Listing:
•••••
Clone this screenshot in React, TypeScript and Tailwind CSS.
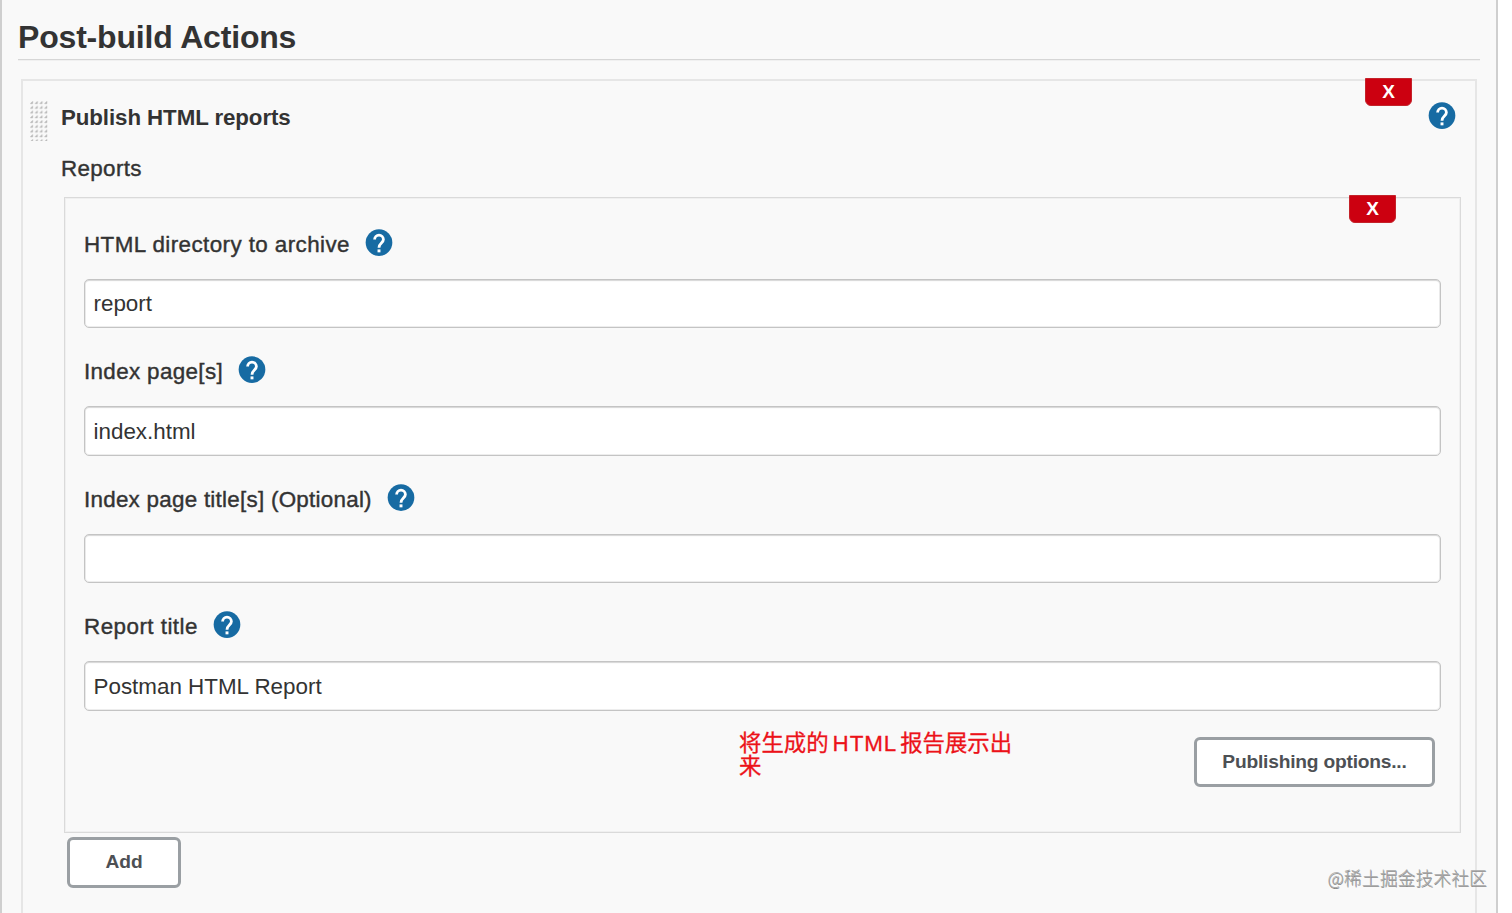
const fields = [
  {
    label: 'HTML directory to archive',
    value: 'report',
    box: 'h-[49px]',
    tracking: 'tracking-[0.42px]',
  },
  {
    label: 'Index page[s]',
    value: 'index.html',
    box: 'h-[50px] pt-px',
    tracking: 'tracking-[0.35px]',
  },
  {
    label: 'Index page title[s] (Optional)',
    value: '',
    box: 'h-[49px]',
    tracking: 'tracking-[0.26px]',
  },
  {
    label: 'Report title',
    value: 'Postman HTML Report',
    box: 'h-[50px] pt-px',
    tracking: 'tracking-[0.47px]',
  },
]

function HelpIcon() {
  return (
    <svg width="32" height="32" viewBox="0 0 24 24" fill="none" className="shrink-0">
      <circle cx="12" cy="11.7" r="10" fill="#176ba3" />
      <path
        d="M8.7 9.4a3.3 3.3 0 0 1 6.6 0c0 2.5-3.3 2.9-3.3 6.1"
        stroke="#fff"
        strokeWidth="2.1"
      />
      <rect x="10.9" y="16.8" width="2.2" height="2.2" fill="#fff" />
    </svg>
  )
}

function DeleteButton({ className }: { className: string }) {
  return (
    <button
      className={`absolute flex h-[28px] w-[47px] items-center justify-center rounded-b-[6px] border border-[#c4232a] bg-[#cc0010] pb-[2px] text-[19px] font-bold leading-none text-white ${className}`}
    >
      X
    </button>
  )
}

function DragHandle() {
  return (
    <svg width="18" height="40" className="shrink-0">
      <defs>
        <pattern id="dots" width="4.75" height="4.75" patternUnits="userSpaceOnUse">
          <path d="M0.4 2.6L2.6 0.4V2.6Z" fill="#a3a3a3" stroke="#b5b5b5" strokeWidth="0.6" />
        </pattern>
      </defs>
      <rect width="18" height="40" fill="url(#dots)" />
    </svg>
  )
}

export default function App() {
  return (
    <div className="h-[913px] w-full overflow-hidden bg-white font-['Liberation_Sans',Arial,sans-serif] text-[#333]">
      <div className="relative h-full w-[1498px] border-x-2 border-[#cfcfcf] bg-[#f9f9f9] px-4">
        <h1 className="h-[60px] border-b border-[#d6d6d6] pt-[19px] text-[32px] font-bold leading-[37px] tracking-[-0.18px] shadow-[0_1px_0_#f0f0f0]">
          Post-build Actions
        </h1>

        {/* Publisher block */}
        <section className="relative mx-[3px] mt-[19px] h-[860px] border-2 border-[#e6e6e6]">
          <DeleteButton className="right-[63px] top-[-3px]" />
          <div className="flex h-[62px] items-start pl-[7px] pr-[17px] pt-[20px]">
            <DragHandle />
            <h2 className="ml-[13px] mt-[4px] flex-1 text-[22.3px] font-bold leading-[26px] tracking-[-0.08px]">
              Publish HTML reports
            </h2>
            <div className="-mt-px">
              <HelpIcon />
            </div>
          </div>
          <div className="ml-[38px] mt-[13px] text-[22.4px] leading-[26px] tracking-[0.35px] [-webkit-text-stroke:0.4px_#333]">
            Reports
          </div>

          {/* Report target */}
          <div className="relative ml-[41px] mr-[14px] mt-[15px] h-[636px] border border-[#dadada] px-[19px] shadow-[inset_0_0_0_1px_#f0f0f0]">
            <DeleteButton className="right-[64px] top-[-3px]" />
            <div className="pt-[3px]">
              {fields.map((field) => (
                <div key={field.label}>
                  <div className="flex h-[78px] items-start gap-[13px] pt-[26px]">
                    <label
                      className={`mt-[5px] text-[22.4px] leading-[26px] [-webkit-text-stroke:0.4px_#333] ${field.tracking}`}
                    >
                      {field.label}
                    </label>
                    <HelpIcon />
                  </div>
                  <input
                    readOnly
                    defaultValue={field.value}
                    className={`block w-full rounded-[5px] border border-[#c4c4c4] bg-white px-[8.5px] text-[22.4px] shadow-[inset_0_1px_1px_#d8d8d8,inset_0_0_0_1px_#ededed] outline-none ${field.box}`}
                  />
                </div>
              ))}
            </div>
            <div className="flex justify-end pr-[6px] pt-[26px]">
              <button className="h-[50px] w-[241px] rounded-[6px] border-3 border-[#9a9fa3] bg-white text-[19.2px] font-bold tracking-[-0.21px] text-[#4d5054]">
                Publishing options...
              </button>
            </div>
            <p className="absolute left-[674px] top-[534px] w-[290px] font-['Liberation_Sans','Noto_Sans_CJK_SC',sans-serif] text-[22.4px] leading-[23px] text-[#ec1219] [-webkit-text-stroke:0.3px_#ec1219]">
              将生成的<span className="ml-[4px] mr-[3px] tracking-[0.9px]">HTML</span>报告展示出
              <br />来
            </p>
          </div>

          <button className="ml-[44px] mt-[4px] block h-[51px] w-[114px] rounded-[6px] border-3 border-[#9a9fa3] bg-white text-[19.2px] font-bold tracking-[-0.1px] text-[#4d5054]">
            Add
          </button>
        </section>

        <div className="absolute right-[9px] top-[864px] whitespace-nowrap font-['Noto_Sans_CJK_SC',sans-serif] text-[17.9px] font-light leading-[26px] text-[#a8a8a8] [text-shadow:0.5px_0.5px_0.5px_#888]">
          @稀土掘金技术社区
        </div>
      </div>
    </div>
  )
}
•••••
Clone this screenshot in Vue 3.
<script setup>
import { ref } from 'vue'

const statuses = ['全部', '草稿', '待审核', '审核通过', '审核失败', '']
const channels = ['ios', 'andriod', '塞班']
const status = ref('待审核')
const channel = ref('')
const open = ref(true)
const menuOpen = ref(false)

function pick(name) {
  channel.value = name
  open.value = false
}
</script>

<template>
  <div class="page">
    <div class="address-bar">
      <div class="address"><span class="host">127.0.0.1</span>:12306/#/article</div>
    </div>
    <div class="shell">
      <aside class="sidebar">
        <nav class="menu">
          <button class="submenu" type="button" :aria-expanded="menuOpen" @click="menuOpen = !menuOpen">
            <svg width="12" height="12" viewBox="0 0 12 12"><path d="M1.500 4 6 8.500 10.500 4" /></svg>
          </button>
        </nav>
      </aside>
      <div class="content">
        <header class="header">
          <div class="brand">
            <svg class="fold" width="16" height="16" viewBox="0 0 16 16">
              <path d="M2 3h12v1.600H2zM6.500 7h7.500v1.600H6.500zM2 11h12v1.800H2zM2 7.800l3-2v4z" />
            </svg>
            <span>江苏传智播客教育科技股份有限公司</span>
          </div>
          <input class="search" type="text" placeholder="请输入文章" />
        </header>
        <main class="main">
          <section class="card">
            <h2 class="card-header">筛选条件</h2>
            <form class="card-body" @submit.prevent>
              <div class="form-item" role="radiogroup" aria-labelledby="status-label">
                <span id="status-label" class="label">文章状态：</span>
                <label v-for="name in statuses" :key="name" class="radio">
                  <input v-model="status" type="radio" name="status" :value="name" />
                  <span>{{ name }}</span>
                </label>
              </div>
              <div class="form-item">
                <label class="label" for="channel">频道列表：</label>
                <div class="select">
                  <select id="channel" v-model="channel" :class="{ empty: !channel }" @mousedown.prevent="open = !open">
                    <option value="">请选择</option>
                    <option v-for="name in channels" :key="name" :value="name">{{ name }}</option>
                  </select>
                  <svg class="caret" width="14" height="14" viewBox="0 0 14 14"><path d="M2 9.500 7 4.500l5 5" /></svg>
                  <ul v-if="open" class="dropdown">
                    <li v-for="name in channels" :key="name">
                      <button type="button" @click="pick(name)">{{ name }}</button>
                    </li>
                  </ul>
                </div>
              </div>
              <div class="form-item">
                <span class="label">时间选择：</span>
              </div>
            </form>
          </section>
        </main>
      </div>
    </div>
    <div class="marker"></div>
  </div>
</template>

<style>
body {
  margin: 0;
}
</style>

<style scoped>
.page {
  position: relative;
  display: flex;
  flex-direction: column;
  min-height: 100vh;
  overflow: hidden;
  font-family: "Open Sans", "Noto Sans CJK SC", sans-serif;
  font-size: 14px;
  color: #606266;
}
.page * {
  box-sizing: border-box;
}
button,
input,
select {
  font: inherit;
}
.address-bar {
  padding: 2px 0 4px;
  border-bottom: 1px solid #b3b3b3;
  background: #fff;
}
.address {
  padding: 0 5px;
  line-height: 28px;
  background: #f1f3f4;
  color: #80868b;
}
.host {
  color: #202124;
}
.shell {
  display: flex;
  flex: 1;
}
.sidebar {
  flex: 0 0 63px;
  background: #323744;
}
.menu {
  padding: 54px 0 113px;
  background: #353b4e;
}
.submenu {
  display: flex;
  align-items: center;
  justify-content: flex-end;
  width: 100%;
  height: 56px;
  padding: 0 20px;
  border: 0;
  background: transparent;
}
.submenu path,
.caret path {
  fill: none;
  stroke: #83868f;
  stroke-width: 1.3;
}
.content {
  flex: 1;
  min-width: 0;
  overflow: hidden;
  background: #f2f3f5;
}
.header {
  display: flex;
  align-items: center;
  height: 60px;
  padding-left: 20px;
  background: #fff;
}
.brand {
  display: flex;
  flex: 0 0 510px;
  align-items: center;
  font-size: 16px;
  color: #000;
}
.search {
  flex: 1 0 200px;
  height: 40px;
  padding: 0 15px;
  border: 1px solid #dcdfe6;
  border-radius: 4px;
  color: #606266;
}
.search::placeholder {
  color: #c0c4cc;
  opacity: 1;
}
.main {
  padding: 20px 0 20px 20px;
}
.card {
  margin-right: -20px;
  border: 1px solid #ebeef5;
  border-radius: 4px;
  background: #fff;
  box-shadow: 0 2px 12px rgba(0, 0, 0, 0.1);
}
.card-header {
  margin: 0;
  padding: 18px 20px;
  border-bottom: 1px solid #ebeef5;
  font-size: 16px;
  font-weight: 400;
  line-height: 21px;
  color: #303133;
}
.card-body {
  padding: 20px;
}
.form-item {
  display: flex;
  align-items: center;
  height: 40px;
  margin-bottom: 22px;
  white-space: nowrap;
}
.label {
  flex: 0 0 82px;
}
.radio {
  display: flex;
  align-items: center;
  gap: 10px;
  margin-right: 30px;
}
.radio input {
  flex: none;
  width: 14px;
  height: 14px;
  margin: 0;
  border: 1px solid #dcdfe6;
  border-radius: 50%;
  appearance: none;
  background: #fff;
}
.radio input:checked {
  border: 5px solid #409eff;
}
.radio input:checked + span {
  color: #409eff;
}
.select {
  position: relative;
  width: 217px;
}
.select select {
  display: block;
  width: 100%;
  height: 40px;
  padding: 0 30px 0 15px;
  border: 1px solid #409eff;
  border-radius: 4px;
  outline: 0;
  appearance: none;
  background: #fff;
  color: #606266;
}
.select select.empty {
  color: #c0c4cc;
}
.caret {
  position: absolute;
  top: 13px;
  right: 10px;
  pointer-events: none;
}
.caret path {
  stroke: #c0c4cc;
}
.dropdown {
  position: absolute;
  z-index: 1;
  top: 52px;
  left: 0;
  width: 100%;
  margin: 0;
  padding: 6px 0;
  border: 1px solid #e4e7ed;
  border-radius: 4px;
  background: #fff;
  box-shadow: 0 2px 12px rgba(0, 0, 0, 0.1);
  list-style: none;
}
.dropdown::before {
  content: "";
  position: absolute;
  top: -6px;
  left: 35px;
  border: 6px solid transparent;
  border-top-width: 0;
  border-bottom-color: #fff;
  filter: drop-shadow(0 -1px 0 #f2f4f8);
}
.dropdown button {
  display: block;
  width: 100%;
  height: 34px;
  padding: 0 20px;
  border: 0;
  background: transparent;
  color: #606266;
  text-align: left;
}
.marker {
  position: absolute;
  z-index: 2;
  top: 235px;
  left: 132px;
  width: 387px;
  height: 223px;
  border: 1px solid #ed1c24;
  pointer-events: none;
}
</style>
•••••
What you will do: Scan the material above for the string "screenshot" and return the lines that hold it.

Output of the task:
Clone this screenshot in React, TypeScript and Tailwind CSS.
Clone this screenshot in Vue 3.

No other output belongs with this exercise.